Monday, September 22, 2014

Autopsy of your words

It happens with Mark Driscoll.
It happens with John Piper.
It happens with Rick Warren.
It happens with Joel Osteen.
It happens with everything we have written form the early church fathers, right up to Whitefield, Wesley, Spurgeon, Tozer, Martin Luther King, Bonhoeffer, (insert popular preacher/author here)...

I couldn't imagine it happening to me.
I don't think I'll ever be that important, popular or influential for it to happen.
And I wouldn't want it to.

If someone took what I wrote (or preached) and dissected it, line by line, then I'm scared about what they would find and conclude.

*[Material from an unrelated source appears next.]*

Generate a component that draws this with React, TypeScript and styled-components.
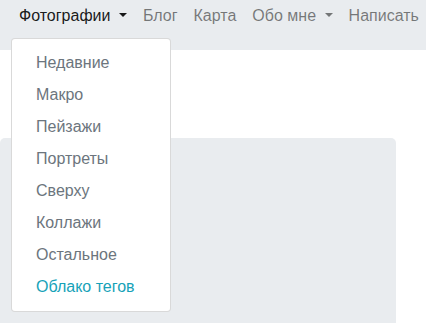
import React from "react";
import styled, { createGlobalStyle } from "styled-components";

const Global = createGlobalStyle`
  html, body { margin: 0; padding: 0; background: #fff; overflow: hidden; }
  body { font-family: "Liberation Sans", Arial, sans-serif; font-size: 16px; line-height: 24px; }
`;

const Page = styled.div`
  width: 426px;
  height: 323px;
  overflow: hidden;
`;

const Navbar = styled.nav`
  background: #e9ecef;
  display: flex;
  align-items: flex-start;
  padding: 0 0 14px 11px;
`;

const NavList = styled.ul`
  display: flex;
  list-style: none;
  margin: 0;
  padding: 0;
`;

const NavItem = styled.li`
  position: relative;
`;

const NavLink = styled.a<{ $active?: boolean }>`
  display: block;
  padding: 4px 8px 8px;
  color: ${(p) => (p.$active ? "rgba(0,0,0,.9)" : "rgba(0,0,0,.5)")};
  text-decoration: none;
  white-space: nowrap;
`;

const Caret = styled.span`
  display: inline-block;
  margin-left: 0.255em;
  vertical-align: 0.255em;
  border-top: 0.3em solid;
  border-right: 0.3em solid transparent;
  border-left: 0.3em solid transparent;
  border-bottom: 0;
`;

const Menu = styled.div`
  position: absolute;
  top: 100%;
  left: 0;
  margin-top: 2px;
  min-width: 158px;
  padding: 8px 0;
  background: #fff;
  border: 1px solid rgba(0, 0, 0, 0.15);
  border-radius: 4px;
  z-index: 10;
`;

const MenuItem = styled.a<{ $accent?: boolean }>`
  display: block;
  padding: 4px 24px;
  color: ${(p) => (p.$accent ? "#17a2b8" : "#6c757d")};
  text-decoration: none;
  white-space: nowrap;
`;

const Jumbotron = styled.div`
  margin: 88px 30px 0 0;
  height: 300px;
  background: #e9ecef;
  border-radius: 5px;
`;

const items = ["Недавние", "Макро", "Пейзажи", "Портреты", "Сверху", "Коллажи", "Остальное"];

export default function App() {
  return (
    <Page>
      <Global />
      <Navbar>
        <NavList>
          <NavItem>
            <NavLink $active href="#">
              Фотографии{" "}<Caret />
            </NavLink>
            <Menu>
              {items.map((t) => (
                <MenuItem key={t} href="#">{t}</MenuItem>
              ))}
              <MenuItem $accent href="#">Облако тегов</MenuItem>
            </Menu>
          </NavItem>
          <NavItem><NavLink href="#">Блог</NavLink></NavItem>
          <NavItem><NavLink href="#">Карта</NavLink></NavItem>
          <NavItem><NavLink href="#">Обо мне{" "}<Caret /></NavLink></NavItem>
          <NavItem><NavLink href="#">Написать</NavLink></NavItem>
        </NavList>
      </Navbar>
      <Jumbotron />
    </Page>
  );
}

Sure, I'm no raging heretic (or at least I hope not!), but if you put my every word under the microscope, like some of the "discernment" websites do or theology lectures can, then I wonder how I'd be viewed.

I wonder, not because I think it'll ever happen to me, but even if I became "successful" enough to be placed under the glare of such "discernment," the "me" of a decade ago might not hold up so well.

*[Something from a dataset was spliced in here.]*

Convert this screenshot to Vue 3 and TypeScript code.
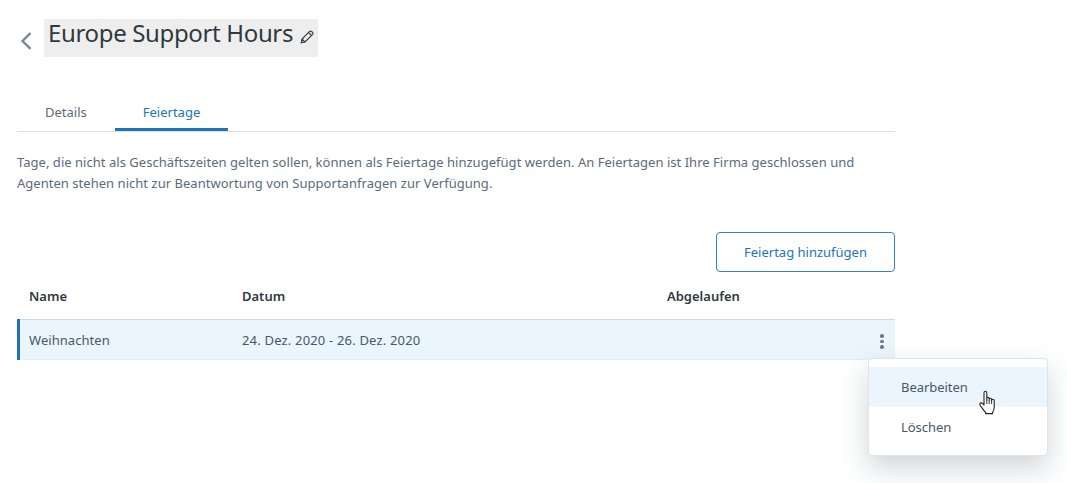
<script setup lang="ts">
import { ref } from 'vue';

interface Holiday {
  name: string;
  date: string;
}

const tabs = ['Details', 'Feiertage'];
const activeTab = ref('Feiertage');
const holidays: Holiday[] = [{ name: 'Weihnachten', date: '24. Dez. 2020 - 26. Dez. 2020' }];
</script>

<template>
  <div class="page">
    <header class="head">
      <svg class="back" width="12" height="18" viewBox="0 0 12 18">
        <path d="M10.5 1.2 L2.5 9 L10.5 16.8" fill="none" stroke="#7b8794" stroke-width="2.4" />
      </svg>
      <div class="title-box">
        <h1>Europe Support Hours</h1>
        <svg class="pencil" width="14" height="14" viewBox="0 0 14 14">
          <path d="M1.2 12.8 L2 9 L9.6 1.4 Q10.6 0.7 11.5 1.4 L12.6 2.5 Q13.3 3.4 12.6 4.3 L5 11.9 Z M8.6 2.6 L11.4 5.4 M2 9 L5 11.9" fill="none" stroke="#2f3941" stroke-width="1.15" />
        </svg>
      </div>
    </header>

    <nav class="tabs">
      <a v-for="tab in tabs" :key="tab" class="tab" :class="{ active: tab === activeTab }">{{ tab }}</a>
    </nav>

    <p class="desc">
      Tage, die nicht als Geschäftszeiten gelten sollen, können als Feiertage hinzugefügt werden. An Feiertagen ist Ihre Firma geschlossen und<br />
      Agenten stehen nicht zur Beantwortung von Supportanfragen zur Verfügung.
    </p>

    <div class="actions">
      <button class="add">Feiertag hinzufügen</button>
    </div>

    <div class="table">
      <div class="row header">
        <div class="c-name">Name</div>
        <div class="c-date">Datum</div>
        <div class="c-exp">Abgelaufen</div>
      </div>
      <div v-for="h in holidays" :key="h.name" class="row item">
        <div class="c-name">{{ h.name }}</div>
        <div class="c-date">{{ h.date }}</div>
        <div class="c-exp"></div>
        <div class="dots"><i></i><i></i><i></i></div>

        <div class="menu">
          <div class="menu-item hover">Bearbeiten</div>
          <div class="menu-item">Löschen</div>
          <svg class="hand" width="18" height="25" viewBox="0 0 18 25">
            <path d="M5 15 V3 Q5 1.2 6.4 1.2 Q7.8 1.2 7.8 3 V10 V8.6 Q7.8 7.4 9 7.4 Q10.2 7.4 10.2 8.6 V10.6 V9.4 Q10.2 8.2 11.4 8.2 Q12.6 8.2 12.6 9.4 V11 V10.2 Q12.6 9.2 13.8 9.2 Q15.2 9.2 15.2 10.6 V17 Q15.2 20 13.6 22.2 V23.6 H6.6 V22.4 Q4.6 20.4 2.6 17.4 L1 15 Q0.4 13.6 1.6 13 Q2.8 12.6 3.6 13.6 Z" fill="#fff" stroke="#222" stroke-width="1.1" stroke-linejoin="round" />
            <path d="M7.8 10 V14 M10.2 10.6 V14 M12.6 11 V14" fill="none" stroke="#222" stroke-width="0.9" />
          </svg>
        </div>
      </div>
    </div>
  </div>
</template>

<style>
html,
body {
  background: #fff;
  overflow: hidden;
}
</style>

<style scoped>
.page {
  width: 878px;
  height: 483px;
  padding: 19px 0 0 17px;
  font-family: "Noto Sans", "Open Sans", sans-serif;
  font-size: 13px;
  color: #475867;
}

.head {
  display: flex;
  align-items: flex-start;
  height: 38px;
}

.back {
  margin: 13px 0 0 3px;
}

.title-box {
  display: flex;
  align-items: center;
  height: 38px;
  width: 274px;
  margin-left: 12px;
  padding-left: 4px;
  box-sizing: border-box;
  background: #eeeeee;
}

.title-box h1 {
  margin: -10px 0 0;
  font-size: 24px;
  font-weight: 400;
  line-height: 30px;
  letter-spacing: -0.35px;
  white-space: nowrap;
  color: #2f3941;
}

.pencil {
  margin: -3px 0 0 7px;
}

.tabs {
  display: flex;
  height: 35px;
  margin-top: 39px;
  border-bottom: 1px solid #dadfe3;
}

.tab {
  box-sizing: border-box;
  height: 35px;
  line-height: 32px;
  color: #5b6b79;
}

.tab:first-child {
  width: 98px;
  padding-left: 28px;
}

.tab.active {
  width: 113px;
  text-align: center;
  color: #2274b9;
  border-bottom: 3px solid #1f73b7;
}

.desc {
  margin: 20px 0 0;
  line-height: 21px;
  white-space: nowrap;
  letter-spacing: 0.03px;
  color: #5b6b79;
}

.actions {
  display: flex;
  justify-content: flex-end;
  margin-top: 38px;
}

.add {
  width: 179px;
  height: 40px;
  border: 1px solid #2f86c6;
  border-radius: 4px;
  background: #fff;
  font: inherit;
  color: #2274b9;
}

.table {
  margin-top: 4px;
}

.row {
  display: flex;
  align-items: center;
  box-sizing: border-box;
}

.header {
  height: 43px;
  padding-bottom: 4px;
  font-weight: 600;
  color: #2f3941;
}

.c-name {
  width: 213px;
  margin-left: 12px;
}

.c-date {
  width: 425px;
}

.item {
  position: relative;
  height: 41px;
  background: #ebf5fd;
  border-top: 1px solid #cfd7df;
  border-bottom: 1px solid #e6edf2;
  color: #475867;
}

.item::before {
  content: "";
  align-self: stretch;
  width: 3px;
  margin: -1px 0;
  background: #1f73b7;
}

.item .c-name {
  width: 213px;
  margin-left: 9px;
  letter-spacing: 0.05px;
}

.item .c-date {
  letter-spacing: 0.18px;
}

.dots {
  position: absolute;
  left: 863px;
  top: 14px;
  display: flex;
  flex-direction: column;
  gap: 2px;
}

.dots i {
  width: 3.5px;
  height: 3.5px;
  border-radius: 50%;
  background: #6b7a87;
}

.menu {
  position: absolute;
  left: 851px;
  top: 38px;
  width: 180px;
  box-sizing: border-box;
  height: 98px;
  padding-top: 8px;
  background: #fff;
  border: 1px solid #dfe4e8;
  border-radius: 4px;
  box-shadow: 0 12px 28px rgba(40, 60, 75, 0.22);
}

.menu-item {
  height: 40px;
  line-height: 40px;
  padding-left: 32px;
  color: #475867;
  letter-spacing: -0.05px;
}

.menu-item.hover {
  background: #ebf5fd;
}

.hand {
  position: absolute;
  left: 110px;
  top: 31px;
}
</style>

I look back at some of my early sermons and wonder about the points I was trying to make. Diitto for some of ways I worded my early blog posts.

And here's the catch.

Are those whose words we dissect acutely aware that this will be the case?
If not, is this fair?

Admittedly, whatever you put in the public eye and ear is open to criticism and fair game if you've done something inappropriate, but surely it can be taken too far.

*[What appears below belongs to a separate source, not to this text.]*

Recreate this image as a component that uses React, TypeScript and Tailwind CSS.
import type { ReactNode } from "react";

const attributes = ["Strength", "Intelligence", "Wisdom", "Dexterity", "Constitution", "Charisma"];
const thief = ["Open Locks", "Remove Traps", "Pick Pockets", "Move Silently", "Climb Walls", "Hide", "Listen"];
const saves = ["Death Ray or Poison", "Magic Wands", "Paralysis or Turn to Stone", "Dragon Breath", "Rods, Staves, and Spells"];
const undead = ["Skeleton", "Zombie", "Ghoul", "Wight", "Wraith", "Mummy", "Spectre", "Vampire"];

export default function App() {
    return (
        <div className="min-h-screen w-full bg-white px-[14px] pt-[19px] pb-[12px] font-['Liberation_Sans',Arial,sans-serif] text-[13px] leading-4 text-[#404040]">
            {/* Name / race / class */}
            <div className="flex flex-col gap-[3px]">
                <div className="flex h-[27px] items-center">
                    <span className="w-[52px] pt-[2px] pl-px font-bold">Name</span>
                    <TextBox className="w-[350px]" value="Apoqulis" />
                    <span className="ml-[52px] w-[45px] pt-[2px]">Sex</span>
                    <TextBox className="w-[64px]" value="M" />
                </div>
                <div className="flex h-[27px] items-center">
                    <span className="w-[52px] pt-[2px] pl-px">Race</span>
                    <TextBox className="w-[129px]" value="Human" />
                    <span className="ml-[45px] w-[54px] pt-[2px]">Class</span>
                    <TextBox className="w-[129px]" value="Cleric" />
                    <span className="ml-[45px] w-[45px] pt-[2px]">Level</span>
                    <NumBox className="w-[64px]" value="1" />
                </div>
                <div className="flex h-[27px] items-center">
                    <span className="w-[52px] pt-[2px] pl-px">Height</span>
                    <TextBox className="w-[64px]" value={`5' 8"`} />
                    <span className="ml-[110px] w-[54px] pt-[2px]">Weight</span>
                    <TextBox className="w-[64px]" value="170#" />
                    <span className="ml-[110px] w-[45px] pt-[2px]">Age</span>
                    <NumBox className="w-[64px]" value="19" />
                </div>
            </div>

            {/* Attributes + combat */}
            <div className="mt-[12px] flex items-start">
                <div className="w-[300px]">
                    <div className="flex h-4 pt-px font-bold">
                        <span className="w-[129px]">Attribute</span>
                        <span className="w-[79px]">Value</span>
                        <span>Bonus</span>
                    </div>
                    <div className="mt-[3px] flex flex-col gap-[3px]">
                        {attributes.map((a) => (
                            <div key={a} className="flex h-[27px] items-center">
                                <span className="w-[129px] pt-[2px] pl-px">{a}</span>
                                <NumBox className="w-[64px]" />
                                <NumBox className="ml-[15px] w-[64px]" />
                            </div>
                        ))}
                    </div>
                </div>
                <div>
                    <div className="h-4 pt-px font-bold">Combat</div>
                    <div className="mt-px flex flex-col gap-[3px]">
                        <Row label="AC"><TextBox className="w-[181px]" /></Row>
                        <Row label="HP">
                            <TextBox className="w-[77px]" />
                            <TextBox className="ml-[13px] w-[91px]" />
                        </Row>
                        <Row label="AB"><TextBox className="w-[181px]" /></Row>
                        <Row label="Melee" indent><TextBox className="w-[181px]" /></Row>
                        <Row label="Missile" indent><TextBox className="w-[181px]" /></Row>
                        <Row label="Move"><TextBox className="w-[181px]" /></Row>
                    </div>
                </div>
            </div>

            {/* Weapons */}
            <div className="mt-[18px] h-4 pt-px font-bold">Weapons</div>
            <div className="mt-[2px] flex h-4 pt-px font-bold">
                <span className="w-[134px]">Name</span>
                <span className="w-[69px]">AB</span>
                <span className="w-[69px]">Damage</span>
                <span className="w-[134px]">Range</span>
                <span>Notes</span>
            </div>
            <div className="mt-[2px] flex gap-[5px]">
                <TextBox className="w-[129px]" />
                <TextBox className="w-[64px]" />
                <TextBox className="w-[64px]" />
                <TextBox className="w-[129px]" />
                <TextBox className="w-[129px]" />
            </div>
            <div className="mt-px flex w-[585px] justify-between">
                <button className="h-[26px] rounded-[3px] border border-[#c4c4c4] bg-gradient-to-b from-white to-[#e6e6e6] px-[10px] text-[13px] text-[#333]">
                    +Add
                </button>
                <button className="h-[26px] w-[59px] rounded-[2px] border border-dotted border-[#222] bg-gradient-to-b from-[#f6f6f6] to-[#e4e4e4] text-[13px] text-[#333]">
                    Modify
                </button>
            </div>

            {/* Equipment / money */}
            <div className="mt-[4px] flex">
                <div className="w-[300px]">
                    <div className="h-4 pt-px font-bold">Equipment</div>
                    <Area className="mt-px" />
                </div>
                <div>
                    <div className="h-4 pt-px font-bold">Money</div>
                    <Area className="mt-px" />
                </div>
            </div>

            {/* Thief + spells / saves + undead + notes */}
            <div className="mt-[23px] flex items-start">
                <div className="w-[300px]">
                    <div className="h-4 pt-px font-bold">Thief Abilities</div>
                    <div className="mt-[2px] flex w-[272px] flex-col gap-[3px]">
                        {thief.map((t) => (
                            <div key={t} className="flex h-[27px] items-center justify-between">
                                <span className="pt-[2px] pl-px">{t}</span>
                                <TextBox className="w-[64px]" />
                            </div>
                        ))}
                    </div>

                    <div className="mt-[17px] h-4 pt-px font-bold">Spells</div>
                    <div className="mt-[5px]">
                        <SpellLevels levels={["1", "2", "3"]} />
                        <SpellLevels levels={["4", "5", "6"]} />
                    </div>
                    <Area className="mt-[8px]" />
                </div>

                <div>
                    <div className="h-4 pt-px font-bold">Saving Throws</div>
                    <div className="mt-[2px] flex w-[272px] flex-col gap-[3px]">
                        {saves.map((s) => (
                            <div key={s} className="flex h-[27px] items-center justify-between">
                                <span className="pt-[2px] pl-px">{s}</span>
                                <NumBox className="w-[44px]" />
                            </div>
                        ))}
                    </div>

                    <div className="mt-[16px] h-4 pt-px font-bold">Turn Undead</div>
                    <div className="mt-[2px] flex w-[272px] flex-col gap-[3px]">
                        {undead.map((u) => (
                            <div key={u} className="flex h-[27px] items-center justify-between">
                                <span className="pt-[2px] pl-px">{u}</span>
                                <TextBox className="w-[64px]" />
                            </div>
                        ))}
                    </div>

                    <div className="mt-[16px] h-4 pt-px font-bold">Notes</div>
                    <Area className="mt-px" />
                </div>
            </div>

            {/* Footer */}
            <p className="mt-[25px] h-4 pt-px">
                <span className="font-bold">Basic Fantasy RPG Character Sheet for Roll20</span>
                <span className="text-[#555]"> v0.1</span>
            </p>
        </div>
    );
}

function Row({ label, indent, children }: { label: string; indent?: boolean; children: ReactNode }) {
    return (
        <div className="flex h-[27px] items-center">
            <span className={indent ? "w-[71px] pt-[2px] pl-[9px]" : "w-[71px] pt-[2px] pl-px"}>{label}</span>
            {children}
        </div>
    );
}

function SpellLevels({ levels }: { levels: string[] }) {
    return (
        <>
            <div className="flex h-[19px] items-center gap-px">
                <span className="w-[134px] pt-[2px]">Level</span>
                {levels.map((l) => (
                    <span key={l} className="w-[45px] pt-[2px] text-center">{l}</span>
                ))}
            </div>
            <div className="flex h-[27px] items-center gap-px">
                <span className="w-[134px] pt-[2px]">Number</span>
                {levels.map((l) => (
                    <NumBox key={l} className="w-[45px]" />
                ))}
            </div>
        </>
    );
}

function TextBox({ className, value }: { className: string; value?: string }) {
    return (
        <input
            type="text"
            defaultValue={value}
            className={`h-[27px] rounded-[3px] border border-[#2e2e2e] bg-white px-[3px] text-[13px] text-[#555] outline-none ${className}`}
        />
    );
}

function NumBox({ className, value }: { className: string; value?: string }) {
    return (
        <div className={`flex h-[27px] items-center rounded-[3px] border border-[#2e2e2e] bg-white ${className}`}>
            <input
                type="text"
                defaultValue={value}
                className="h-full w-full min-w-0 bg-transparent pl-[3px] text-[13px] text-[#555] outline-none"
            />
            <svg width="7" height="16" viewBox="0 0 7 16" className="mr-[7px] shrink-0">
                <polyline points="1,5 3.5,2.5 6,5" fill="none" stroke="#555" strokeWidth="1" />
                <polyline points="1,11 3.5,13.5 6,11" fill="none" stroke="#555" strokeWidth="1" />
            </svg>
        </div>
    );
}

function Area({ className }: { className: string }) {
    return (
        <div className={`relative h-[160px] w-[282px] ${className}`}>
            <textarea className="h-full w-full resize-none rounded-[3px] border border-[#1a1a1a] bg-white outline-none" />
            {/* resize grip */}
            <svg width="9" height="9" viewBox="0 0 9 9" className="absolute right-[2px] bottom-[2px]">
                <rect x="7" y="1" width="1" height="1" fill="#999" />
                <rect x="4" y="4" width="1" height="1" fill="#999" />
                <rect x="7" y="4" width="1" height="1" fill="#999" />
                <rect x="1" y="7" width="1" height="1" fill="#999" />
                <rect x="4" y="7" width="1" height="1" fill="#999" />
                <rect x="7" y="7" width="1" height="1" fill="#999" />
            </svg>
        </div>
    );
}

Should anyone, legitimately, be able to go back unto your past and hold EVERYTHING you've ever said publicly against you?
Every misspoken word?
Every off-the-cuff line?
Every interpretation/opinion which you may later clarify or change?

For some, they desire the high-profiled platform.
They want the top rated blog in their niche.
They want the the book deal.
They want to be in charge of the well-known ministry.
They want to write high selling resources.
They want to be speaking on the big stages.
They want to be remembered on a Wikipedia page like this.

But, as I wrote here earlier this year, the spotlight of the big stage will open you up for increased scrutiny.